Data section:
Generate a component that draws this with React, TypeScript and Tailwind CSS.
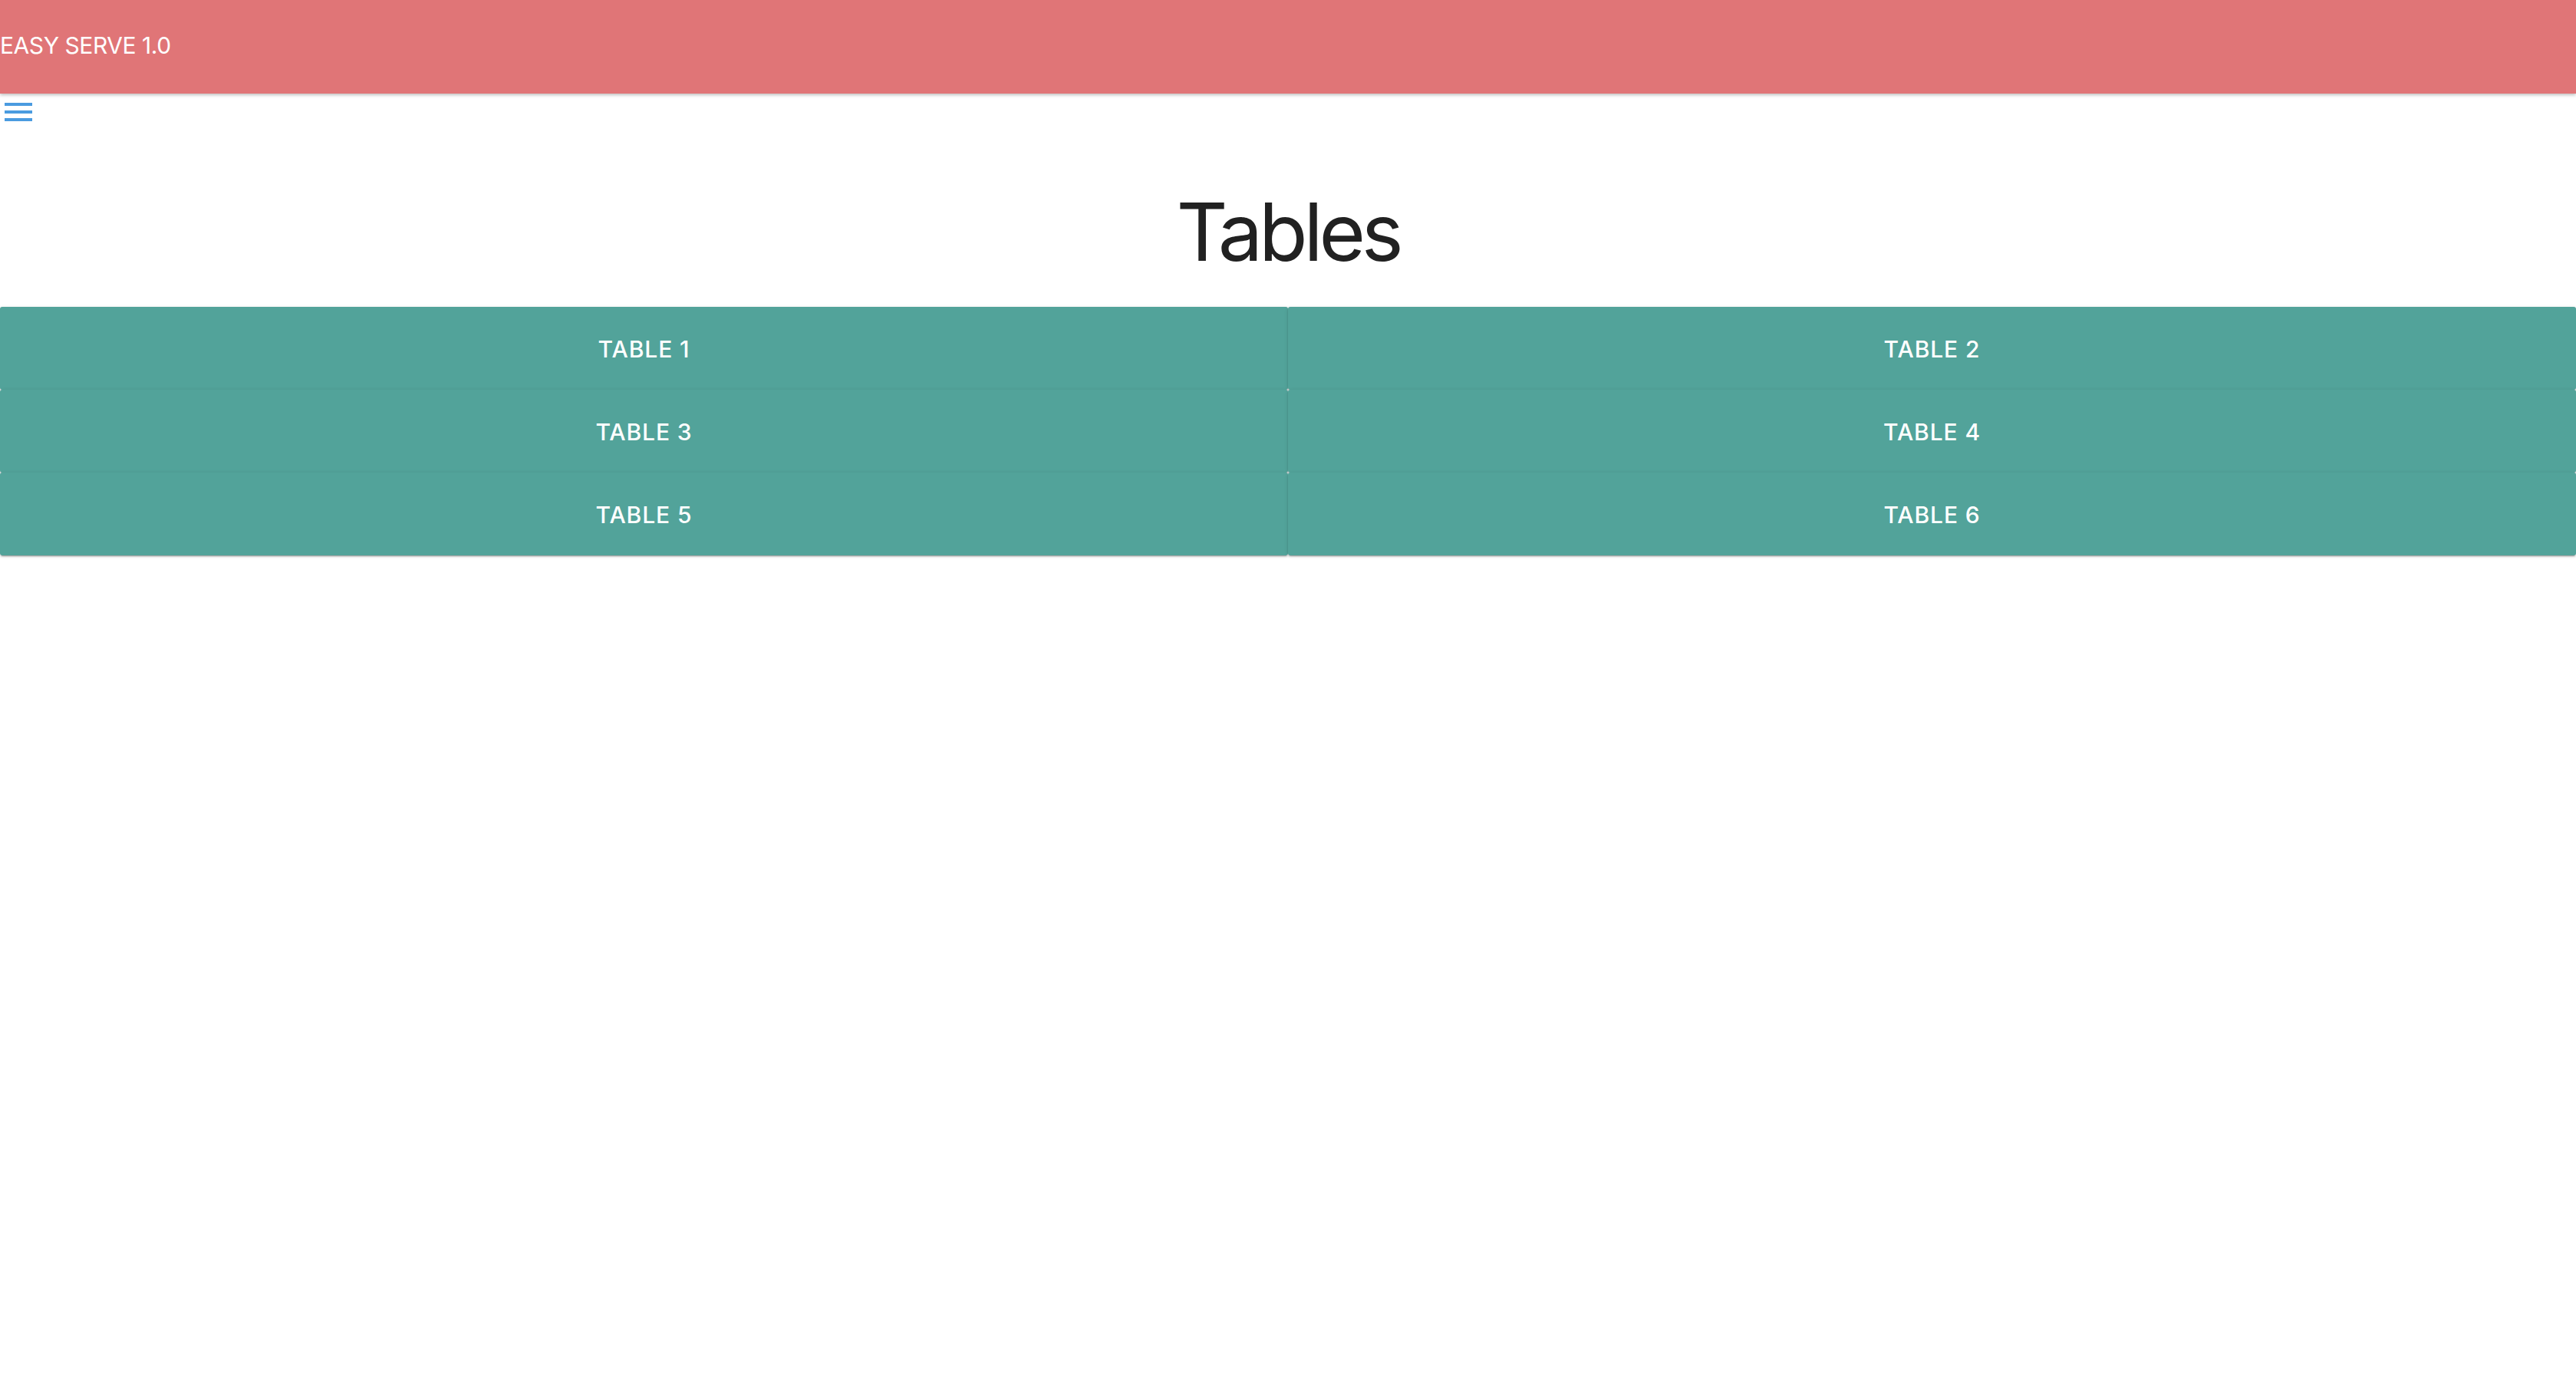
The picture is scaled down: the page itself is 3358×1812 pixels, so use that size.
const TABLES = ['Table 1', 'Table 2', 'Table 3', 'Table 4', 'Table 5', 'Table 6']

function MenuIcon() {
  return (
    <svg width="36" height="24" viewBox="0 0 36 24" className="block">
      <rect x="0" y="0" width="36" height="4" fill="#4a9be0" />
      <rect x="0" y="10" width="36" height="4" fill="#4a9be0" />
      <rect x="0" y="20" width="36" height="4" fill="#4a9be0" />
    </svg>
  )
}

export default function App() {
  return (
    <main className="min-h-screen bg-white" style={{ fontFamily: 'Inter, "Noto Sans", sans-serif' }}>
      <header className="flex h-[122px] items-center bg-[#e07577] shadow-[0_2px_4px_rgba(0,0,0,0.25)]">
        <span className="mb-[4px] text-[30px] leading-none tracking-[-0.015em] text-white">EASY SERVE 1.0</span>
      </header>

      <button type="button" className="ml-[6px] mt-[12px] block">
        <MenuIcon />
      </button>

      <h1 className="mt-[92px] text-center text-[104px] font-normal leading-none tracking-[-0.05em] text-[#212121]">Tables</h1>

      <div className="mt-[46px] grid grid-cols-2">
        {TABLES.map((name) => (
          <button
            key={name}
            type="button"
            className="h-[108px] rounded-[3px] bg-[#52a39a] pt-[2px] text-[30px] font-medium uppercase tracking-[0.03em] text-white shadow-[0_3px_1px_-2px_rgba(0,0,0,0.2),0_2px_2px_0_rgba(0,0,0,0.14),0_1px_5px_0_rgba(0,0,0,0.12)]"
          >
            {name}
          </button>
        ))}
      </div>
    </main>
  )
}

Given instruction:
Restate the data above word for word. Skip every picture.

Result below:
Generate a component that draws this with React, TypeScript and Tailwind CSS.
The picture is scaled down: the page itself is 3358×1812 pixels, so use that size.
const TABLES = ['Table 1', 'Table 2', 'Table 3', 'Table 4', 'Table 5', 'Table 6']

function MenuIcon() {
  return (
    <svg width="36" height="24" viewBox="0 0 36 24" className="block">
      <rect x="0" y="0" width="36" height="4" fill="#4a9be0" />
      <rect x="0" y="10" width="36" height="4" fill="#4a9be0" />
      <rect x="0" y="20" width="36" height="4" fill="#4a9be0" />
    </svg>
  )
}

export default function App() {
  return (
    <main className="min-h-screen bg-white" style={{ fontFamily: 'Inter, "Noto Sans", sans-serif' }}>
      <header className="flex h-[122px] items-center bg-[#e07577] shadow-[0_2px_4px_rgba(0,0,0,0.25)]">
        <span className="mb-[4px] text-[30px] leading-none tracking-[-0.015em] text-white">EASY SERVE 1.0</span>
      </header>

      <button type="button" className="ml-[6px] mt-[12px] block">
        <MenuIcon />
      </button>

      <h1 className="mt-[92px] text-center text-[104px] font-normal leading-none tracking-[-0.05em] text-[#212121]">Tables</h1>

      <div className="mt-[46px] grid grid-cols-2">
        {TABLES.map((name) => (
          <button
            key={name}
            type="button"
            className="h-[108px] rounded-[3px] bg-[#52a39a] pt-[2px] text-[30px] font-medium uppercase tracking-[0.03em] text-white shadow-[0_3px_1px_-2px_rgba(0,0,0,0.2),0_2px_2px_0_rgba(0,0,0,0.14),0_1px_5px_0_rgba(0,0,0,0.12)]"
          >
            {name}
          </button>
        ))}
      </div>
    </main>
  )
}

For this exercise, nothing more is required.